◆ **Given instruction**
Pictures should be excluded; otherwise, copy every entry exactly.

◆ **Extracted information**
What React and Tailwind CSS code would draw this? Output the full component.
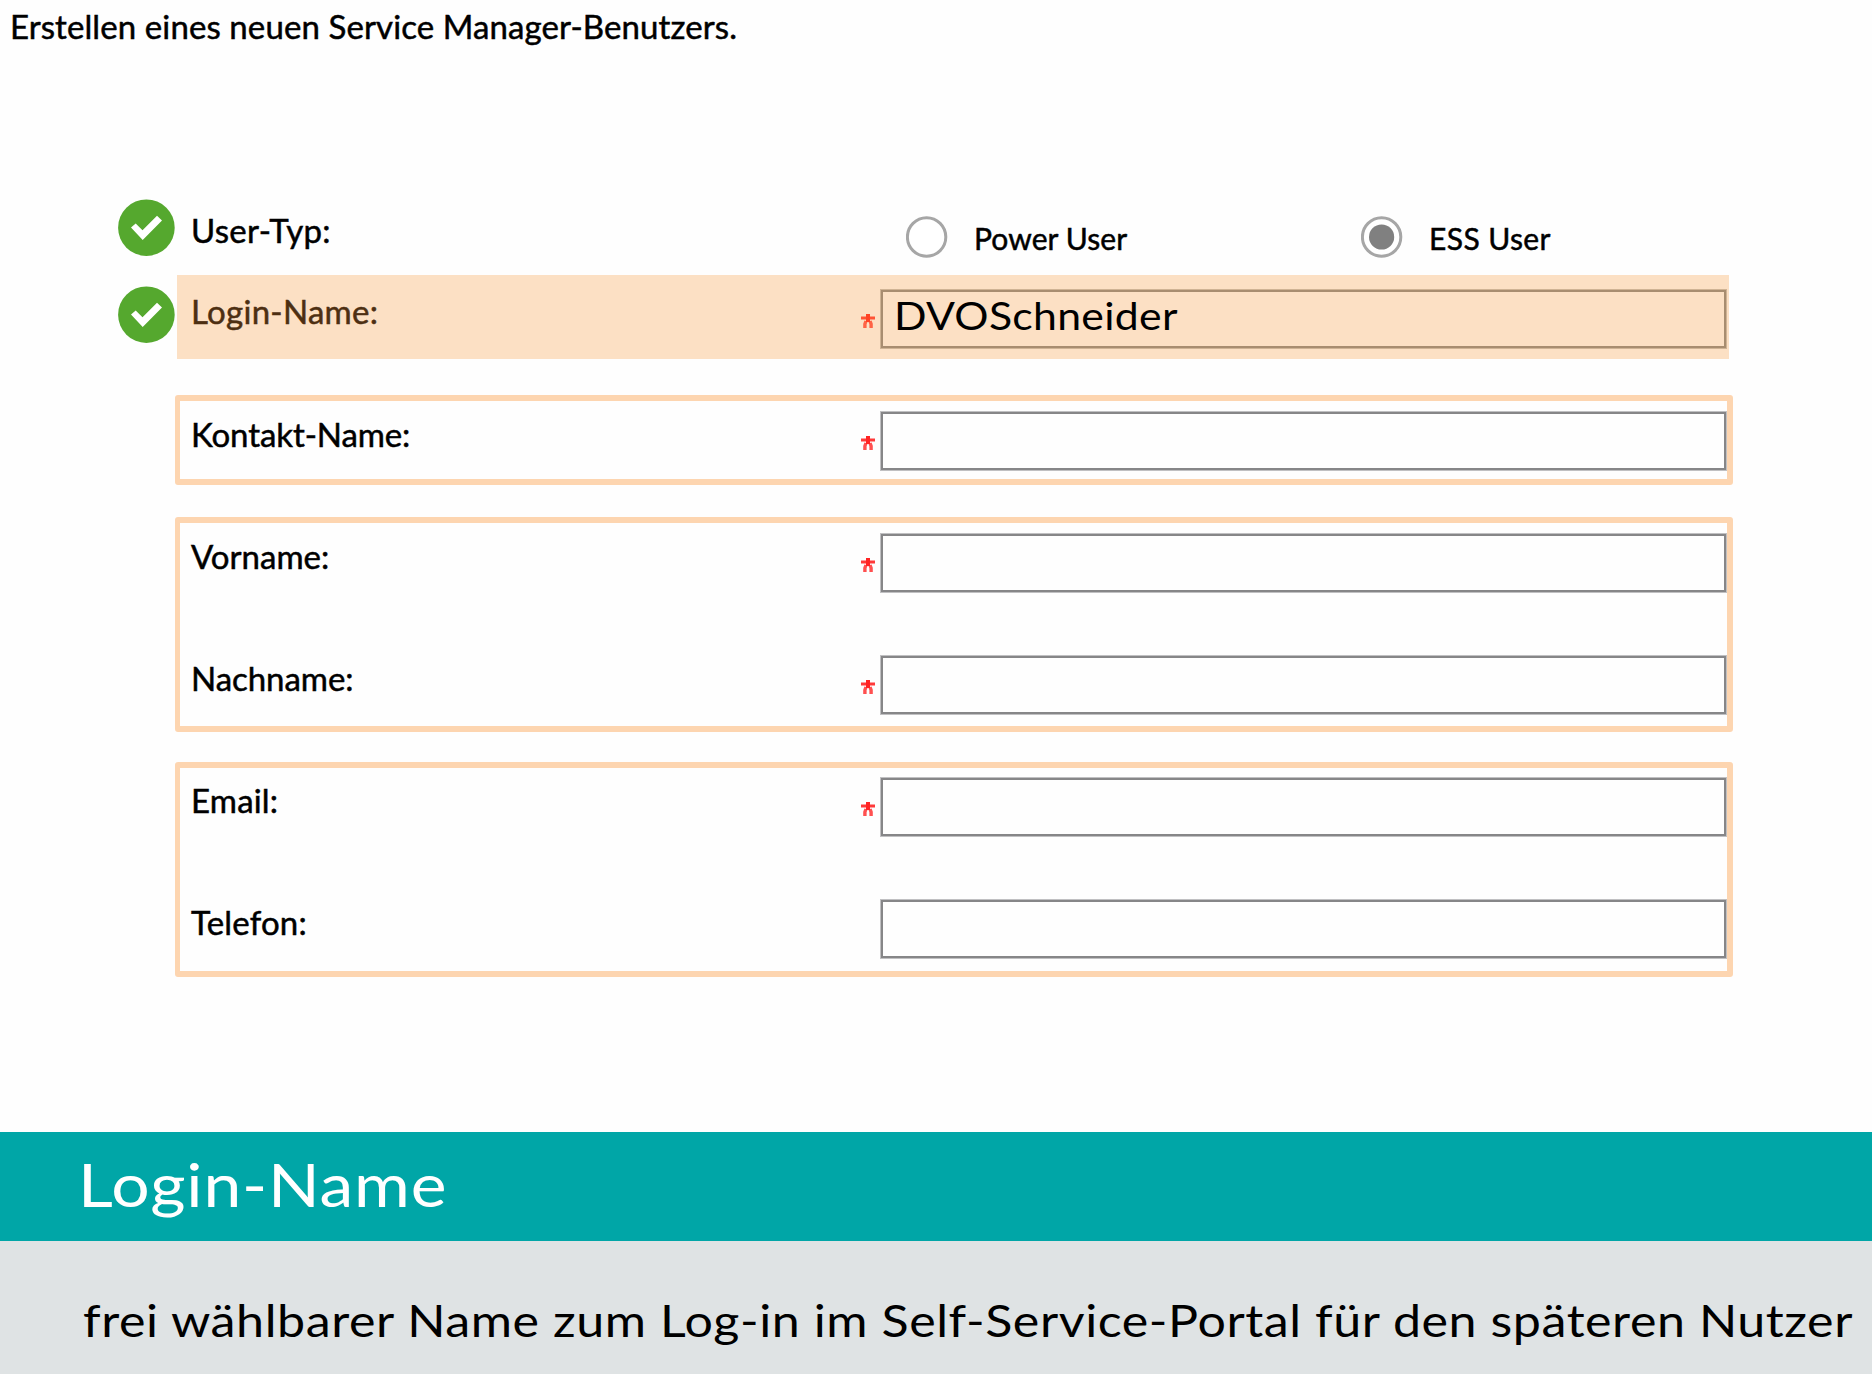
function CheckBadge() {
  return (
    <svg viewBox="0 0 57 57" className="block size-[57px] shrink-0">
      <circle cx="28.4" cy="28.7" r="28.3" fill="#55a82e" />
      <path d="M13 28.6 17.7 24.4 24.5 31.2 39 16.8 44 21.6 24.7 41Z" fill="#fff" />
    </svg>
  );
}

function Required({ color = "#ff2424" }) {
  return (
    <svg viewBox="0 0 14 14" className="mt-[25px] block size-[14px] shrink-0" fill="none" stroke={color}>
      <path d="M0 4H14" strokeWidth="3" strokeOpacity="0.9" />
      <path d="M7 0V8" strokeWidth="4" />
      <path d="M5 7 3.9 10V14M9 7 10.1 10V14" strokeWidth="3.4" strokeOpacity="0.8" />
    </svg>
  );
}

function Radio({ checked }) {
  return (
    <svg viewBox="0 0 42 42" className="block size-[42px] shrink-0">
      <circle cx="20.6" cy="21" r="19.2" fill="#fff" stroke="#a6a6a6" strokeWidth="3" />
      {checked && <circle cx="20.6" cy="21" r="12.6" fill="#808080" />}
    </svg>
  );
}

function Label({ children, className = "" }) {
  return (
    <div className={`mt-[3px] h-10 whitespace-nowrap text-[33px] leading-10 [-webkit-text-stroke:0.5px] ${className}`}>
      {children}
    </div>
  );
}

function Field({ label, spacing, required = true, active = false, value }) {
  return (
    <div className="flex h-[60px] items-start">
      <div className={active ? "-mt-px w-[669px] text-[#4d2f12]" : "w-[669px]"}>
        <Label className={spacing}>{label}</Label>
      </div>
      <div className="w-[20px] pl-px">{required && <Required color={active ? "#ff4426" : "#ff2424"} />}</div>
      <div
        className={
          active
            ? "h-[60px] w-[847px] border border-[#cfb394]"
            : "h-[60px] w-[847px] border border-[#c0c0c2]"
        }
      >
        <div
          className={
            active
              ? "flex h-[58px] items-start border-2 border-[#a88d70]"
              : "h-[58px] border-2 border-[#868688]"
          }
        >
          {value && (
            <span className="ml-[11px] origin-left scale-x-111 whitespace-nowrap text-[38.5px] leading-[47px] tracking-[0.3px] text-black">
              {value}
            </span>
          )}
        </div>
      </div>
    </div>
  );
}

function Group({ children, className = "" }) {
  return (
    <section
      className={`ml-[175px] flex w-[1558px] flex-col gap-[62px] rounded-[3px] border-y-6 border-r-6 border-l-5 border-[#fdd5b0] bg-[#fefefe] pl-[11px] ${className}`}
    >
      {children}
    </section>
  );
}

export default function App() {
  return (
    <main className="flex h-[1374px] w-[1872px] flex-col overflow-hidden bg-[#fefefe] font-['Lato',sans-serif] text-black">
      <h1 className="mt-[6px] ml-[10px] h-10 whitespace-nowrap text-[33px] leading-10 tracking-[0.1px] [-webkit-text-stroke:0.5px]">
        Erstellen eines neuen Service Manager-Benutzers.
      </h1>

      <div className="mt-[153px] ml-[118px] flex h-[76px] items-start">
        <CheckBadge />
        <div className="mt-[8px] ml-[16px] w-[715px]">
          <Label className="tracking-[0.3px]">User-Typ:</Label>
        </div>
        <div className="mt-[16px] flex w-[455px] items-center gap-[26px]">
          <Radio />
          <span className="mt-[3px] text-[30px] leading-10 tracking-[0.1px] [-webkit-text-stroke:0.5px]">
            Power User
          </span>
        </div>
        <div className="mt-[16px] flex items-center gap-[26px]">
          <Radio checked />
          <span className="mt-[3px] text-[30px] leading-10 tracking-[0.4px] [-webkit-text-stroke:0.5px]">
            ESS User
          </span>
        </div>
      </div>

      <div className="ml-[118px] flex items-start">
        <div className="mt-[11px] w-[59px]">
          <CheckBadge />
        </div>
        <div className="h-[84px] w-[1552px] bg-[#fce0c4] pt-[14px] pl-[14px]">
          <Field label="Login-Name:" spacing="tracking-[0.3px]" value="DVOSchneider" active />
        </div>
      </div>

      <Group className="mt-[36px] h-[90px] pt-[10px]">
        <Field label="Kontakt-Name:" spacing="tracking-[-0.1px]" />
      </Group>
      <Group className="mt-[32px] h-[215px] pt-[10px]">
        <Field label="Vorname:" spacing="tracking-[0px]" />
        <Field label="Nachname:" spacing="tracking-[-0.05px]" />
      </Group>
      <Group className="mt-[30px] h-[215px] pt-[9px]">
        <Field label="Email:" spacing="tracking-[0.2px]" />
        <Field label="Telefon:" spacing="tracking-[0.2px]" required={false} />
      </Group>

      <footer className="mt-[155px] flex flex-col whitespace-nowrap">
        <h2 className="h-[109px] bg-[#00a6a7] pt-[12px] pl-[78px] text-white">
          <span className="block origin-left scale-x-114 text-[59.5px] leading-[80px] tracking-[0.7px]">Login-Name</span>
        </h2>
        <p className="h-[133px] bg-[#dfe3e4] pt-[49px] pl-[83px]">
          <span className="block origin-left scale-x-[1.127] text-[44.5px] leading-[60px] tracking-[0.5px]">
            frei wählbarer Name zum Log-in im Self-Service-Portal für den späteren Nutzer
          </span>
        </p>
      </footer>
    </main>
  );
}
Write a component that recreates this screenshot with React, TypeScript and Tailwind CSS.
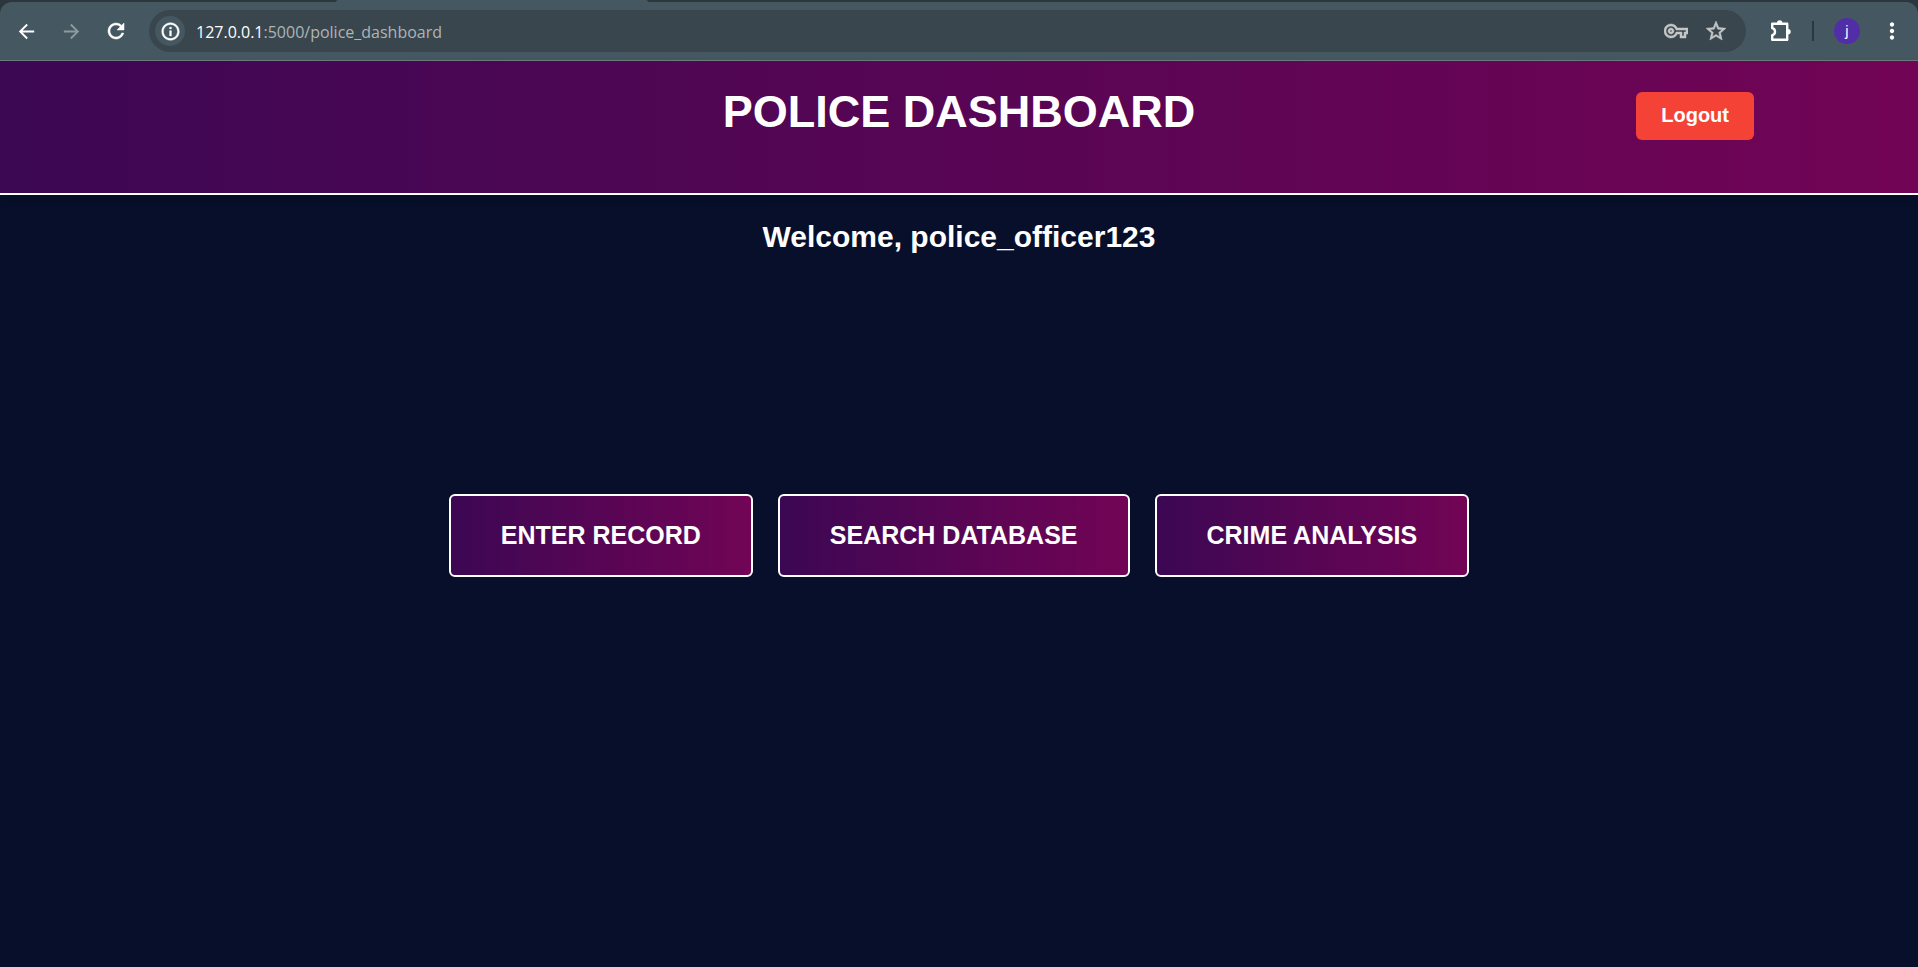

◆ **Final result**
What React and Tailwind CSS code would draw this? Output the full component.
function CheckBadge() {
  return (
    <svg viewBox="0 0 57 57" className="block size-[57px] shrink-0">
      <circle cx="28.4" cy="28.7" r="28.3" fill="#55a82e" />
      <path d="M13 28.6 17.7 24.4 24.5 31.2 39 16.8 44 21.6 24.7 41Z" fill="#fff" />
    </svg>
  );
}

function Required({ color = "#ff2424" }) {
  return (
    <svg viewBox="0 0 14 14" className="mt-[25px] block size-[14px] shrink-0" fill="none" stroke={color}>
      <path d="M0 4H14" strokeWidth="3" strokeOpacity="0.9" />
      <path d="M7 0V8" strokeWidth="4" />
      <path d="M5 7 3.9 10V14M9 7 10.1 10V14" strokeWidth="3.4" strokeOpacity="0.8" />
    </svg>
  );
}

function Radio({ checked }) {
  return (
    <svg viewBox="0 0 42 42" className="block size-[42px] shrink-0">
      <circle cx="20.6" cy="21" r="19.2" fill="#fff" stroke="#a6a6a6" strokeWidth="3" />
      {checked && <circle cx="20.6" cy="21" r="12.6" fill="#808080" />}
    </svg>
  );
}

function Label({ children, className = "" }) {
  return (
    <div className={`mt-[3px] h-10 whitespace-nowrap text-[33px] leading-10 [-webkit-text-stroke:0.5px] ${className}`}>
      {children}
    </div>
  );
}

function Field({ label, spacing, required = true, active = false, value }) {
  return (
    <div className="flex h-[60px] items-start">
      <div className={active ? "-mt-px w-[669px] text-[#4d2f12]" : "w-[669px]"}>
        <Label className={spacing}>{label}</Label>
      </div>
      <div className="w-[20px] pl-px">{required && <Required color={active ? "#ff4426" : "#ff2424"} />}</div>
      <div
        className={
          active
            ? "h-[60px] w-[847px] border border-[#cfb394]"
            : "h-[60px] w-[847px] border border-[#c0c0c2]"
        }
      >
        <div
          className={
            active
              ? "flex h-[58px] items-start border-2 border-[#a88d70]"
              : "h-[58px] border-2 border-[#868688]"
          }
        >
          {value && (
            <span className="ml-[11px] origin-left scale-x-111 whitespace-nowrap text-[38.5px] leading-[47px] tracking-[0.3px] text-black">
              {value}
            </span>
          )}
        </div>
      </div>
    </div>
  );
}

function Group({ children, className = "" }) {
  return (
    <section
      className={`ml-[175px] flex w-[1558px] flex-col gap-[62px] rounded-[3px] border-y-6 border-r-6 border-l-5 border-[#fdd5b0] bg-[#fefefe] pl-[11px] ${className}`}
    >
      {children}
    </section>
  );
}

export default function App() {
  return (
    <main className="flex h-[1374px] w-[1872px] flex-col overflow-hidden bg-[#fefefe] font-['Lato',sans-serif] text-black">
      <h1 className="mt-[6px] ml-[10px] h-10 whitespace-nowrap text-[33px] leading-10 tracking-[0.1px] [-webkit-text-stroke:0.5px]">
        Erstellen eines neuen Service Manager-Benutzers.
      </h1>

      <div className="mt-[153px] ml-[118px] flex h-[76px] items-start">
        <CheckBadge />
        <div className="mt-[8px] ml-[16px] w-[715px]">
          <Label className="tracking-[0.3px]">User-Typ:</Label>
        </div>
        <div className="mt-[16px] flex w-[455px] items-center gap-[26px]">
          <Radio />
          <span className="mt-[3px] text-[30px] leading-10 tracking-[0.1px] [-webkit-text-stroke:0.5px]">
            Power User
          </span>
        </div>
        <div className="mt-[16px] flex items-center gap-[26px]">
          <Radio checked />
          <span className="mt-[3px] text-[30px] leading-10 tracking-[0.4px] [-webkit-text-stroke:0.5px]">
            ESS User
          </span>
        </div>
      </div>

      <div className="ml-[118px] flex items-start">
        <div className="mt-[11px] w-[59px]">
          <CheckBadge />
        </div>
        <div className="h-[84px] w-[1552px] bg-[#fce0c4] pt-[14px] pl-[14px]">
          <Field label="Login-Name:" spacing="tracking-[0.3px]" value="DVOSchneider" active />
        </div>
      </div>

      <Group className="mt-[36px] h-[90px] pt-[10px]">
        <Field label="Kontakt-Name:" spacing="tracking-[-0.1px]" />
      </Group>
      <Group className="mt-[32px] h-[215px] pt-[10px]">
        <Field label="Vorname:" spacing="tracking-[0px]" />
        <Field label="Nachname:" spacing="tracking-[-0.05px]" />
      </Group>
      <Group className="mt-[30px] h-[215px] pt-[9px]">
        <Field label="Email:" spacing="tracking-[0.2px]" />
        <Field label="Telefon:" spacing="tracking-[0.2px]" required={false} />
      </Group>

      <footer className="mt-[155px] flex flex-col whitespace-nowrap">
        <h2 className="h-[109px] bg-[#00a6a7] pt-[12px] pl-[78px] text-white">
          <span className="block origin-left scale-x-114 text-[59.5px] leading-[80px] tracking-[0.7px]">Login-Name</span>
        </h2>
        <p className="h-[133px] bg-[#dfe3e4] pt-[49px] pl-[83px]">
          <span className="block origin-left scale-x-[1.127] text-[44.5px] leading-[60px] tracking-[0.5px]">
            frei wählbarer Name zum Log-in im Self-Service-Portal für den späteren Nutzer
          </span>
        </p>
      </footer>
    </main>
  );
}
Write a component that recreates this screenshot with React, TypeScript and Tailwind CSS.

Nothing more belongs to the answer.